Mr Barker, who owns Petties Paws boarding kennels and cattery in Fewston, has witnessed at first hand a drop in trade.

He said: “Day customers that commute from Skipton and Harrogate that used to come five days are now coming maybe two or three as they are working from home or making other arrangements.

“As far as farm shops, restaurants and suchlike are concerned, trade has gone down to nearly nothing really.

“As for the closure of the A59, we have to live with that, it’s just one of those things, but we all need support.

“All the businesses are staying in touch and we talk regularly regarding how we can improve things and promote ourselves.”

North Yorkshire’s chief executive for Highways, County Councillor Don Mackenzie (Con, Saltergate), who gave a presentation on the situation at the public meeting, expressed his sympathy for business owners, who were relying on passing trade.

However, he said it was unlikely affected businesses would be listed on road signs.

He said: “We are helping local businesses as much as we can. The best way to help them is to reopen the A59 as soon as possible and that’s exactly what we are trying to do.

“We have got signs up in Harrogate which says the A59 is closed at Kex Gill and support signs saying that all businesses leading up to the closure are open.

“We have had a request to put business names on these signs and officers are going to look into that.

“However, it’s a bit difficult when there are lots of businesses.

“The road sign needs to be fairly big, you need to be able to read it when you are travelling at 30 miles per hour and the road sign must not increase the hazard in the road.

“If there is too much information it’s very difficult to do that safely.

“I think our officers are going to look at concentrated signs involving one or two businesses.

“But we are assuring all drivers that all businesses are open right up to Kex Gill.”

North Yorkshire County Council’s contractors began work on Monday, January 18, to install a temporary solution designed by geotechnical engineers to drain water away from the area of instability.

The work is expected to take up to six weeks and, during that time, the county council will examine traffic management following concerns raised over access to minor roads.

Coun Mackenzie said: “We have contacted several residents after the meeting and have taken special measures for them to improve access so they are not as affected by the closure as they would have been.”

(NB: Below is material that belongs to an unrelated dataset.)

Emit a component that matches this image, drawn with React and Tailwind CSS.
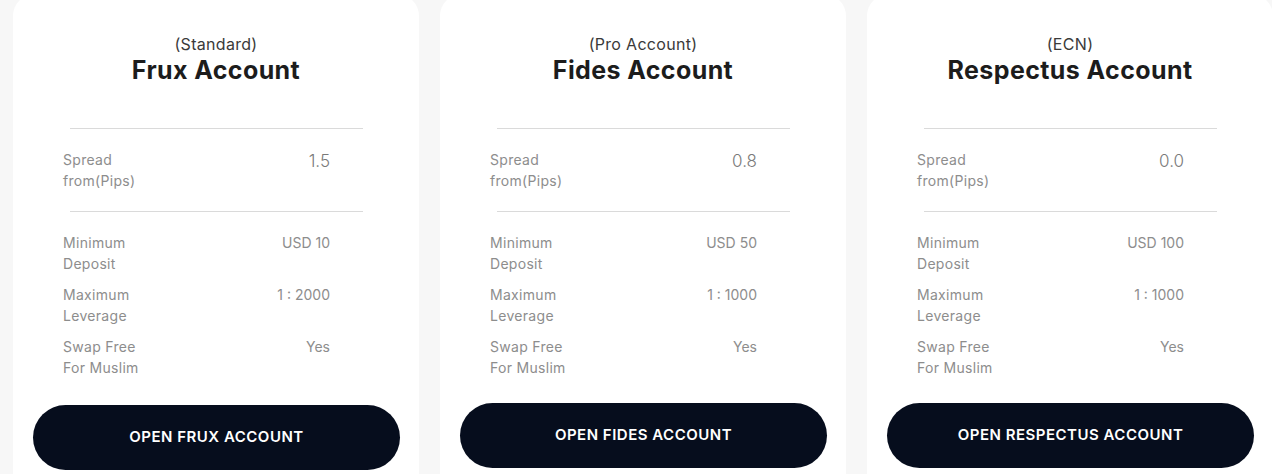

Coun Mackenzie stressed the authority’s long-term aim was to reroute the A59 away from Kex Gill as it “wasn’t suitable for a major transpennine route”.

He said: “We have identified this as a priority in our Strategic Transport Prospectus for improving east‐west connectivity. The cost of such a scheme is currently estimated at in the region of £33m.”

The closure of the A59 at Kex Gill has seen motorists, including hauliers transporting goods between Harrogate and Skipton, face diversions of up to 10 miles, with many taking shortcuts on rural roads, causing additional delays, highway damage and safety concerns.

As well as businesses taking a hit, residents have been left feeling cut-off as a result of roads being closed and diversions through Otley and Ilkley are causing congestion in the towns.

County Councillor John Fort (Con, Pateley Bridge) said: “We are looking again at traffic management and will update parish councils shortly.”

Harrogate Borough Councillor Christine Ryder added: “As a local, I understand people’s concerns and am keen that we do all we can to address these where possible and to keep people informed of progress.

“The meeting highlighted concerns about the condition of some local roads.

“The county council has committed to carry out any safety repairs that require immediate attention on these roads as they occur during the closure period and to review the condition of local roads after the Kex Gill work is complete.”